Il avait rencontré C______ à Genève, avant la signature des contrats des mois d'août et septembre 2006 et avant même d'envisager une possible vente à N______ SA, solution qui avait été trouvée ultérieurement. Lors de la signature de la convention du 30 août 2006, il était en contact avec D______ et I______, moins avec E______. Le premier lui faisait comprendre qu'il fallait "faire avancer les choses", parfois de manière insistante.

n. Entendu le 18 août 2015 en qualité de personne appelée à donner des renseignements, I______ a déclaré qu'il avait, avec E______, employée russophone de la banque T______, présenté C______ - qu'il connaissait depuis deux ans déjà, pour lui avoir vendu des montres et des bijoux - à G______. Ils ne pouvaient toutefois communiquer directement, en raison de la langue, et E______ faisait systématiquement la traduction.
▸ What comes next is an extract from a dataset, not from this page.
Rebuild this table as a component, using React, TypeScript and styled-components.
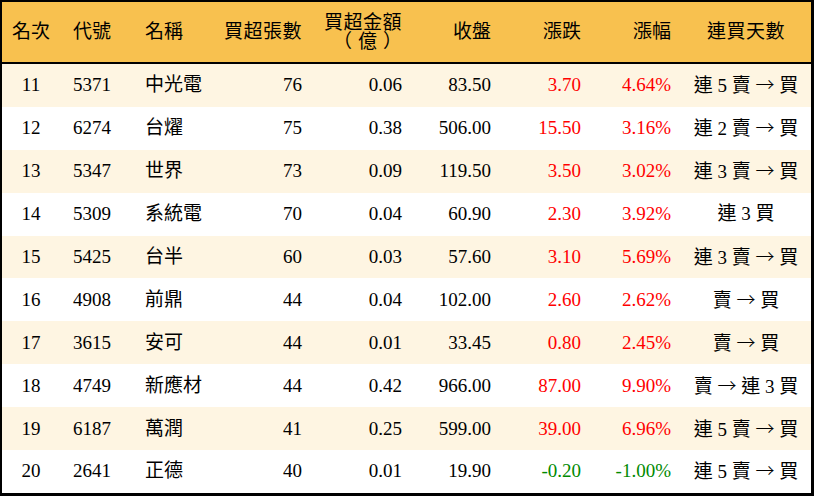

C______ n'était pas présent lors de la signature du contrat du 15 mai 2001 et avait accepté l'investissement - proposé par G______ et Me H______ - sur la base d'une "plaquette" relative à l'immeuble détenu par SI F______ SA. Une fois la convention signée, il avait, avec E______, expliqué à C______ qu'il détenait désormais une société, laquelle était propriétaire d'un immeuble. Ce dernier avait procédé à des investissements complémentaires, ayant permis l'acquisition de parcelles et la construction d'immeubles. Il n'était lui-même pas intervenu, entre 2001 et 2006, sur les questions de construction et d'adjudication, domaines que G______ se réservait.

Par la suite, C______ avait cherché à vendre ses biens à Genève, désirant investir dans deux hôtels à ______ (Grande-Bretagne). Une rencontre avait eu lieu à Genève. C______ souhaitait récupérer son investissement et s'était énervé. S'agissant de la convention du 30 août 2006, il n'avait jamais été question que lui-même achète SI F______ SA. Dès lors qu'il n'avait rien versé, il ne se considérait pas comme actionnaire. En réalité, peu de temps après la réunion avec C______, celui-ci lui avait donné le mandat de trouver un acquéreur pour les actifs de la société. G______ avait tout organisé, avec Me H______ ; ils avaient mis en place la structure et préparé la convention du 30 août 2006, laquelle avait été signée dans les locaux de G______. Par sa signature, il espérait percevoir une commission en apportant l'acheteur. Il avait pour cela un délai d'une année ou deux. C'était finalement G______ qui avait trouvé l'acheteur. Il était question qu'il participe à la négociation de la vente, mais G______ lui avait dit que cela n'était plus nécessaire. Il n'avait pas lui-même suivi la vente ultérieure des immeubles, ni participé aux aspects financiers de l'opération, notamment les versements à C______. Il ne connaissait pas la situation financière de SI F______ SA et ignorait jusqu'à aujourd'hui que les immeubles s'étaient vendus au mois de septembre 2006 déjà.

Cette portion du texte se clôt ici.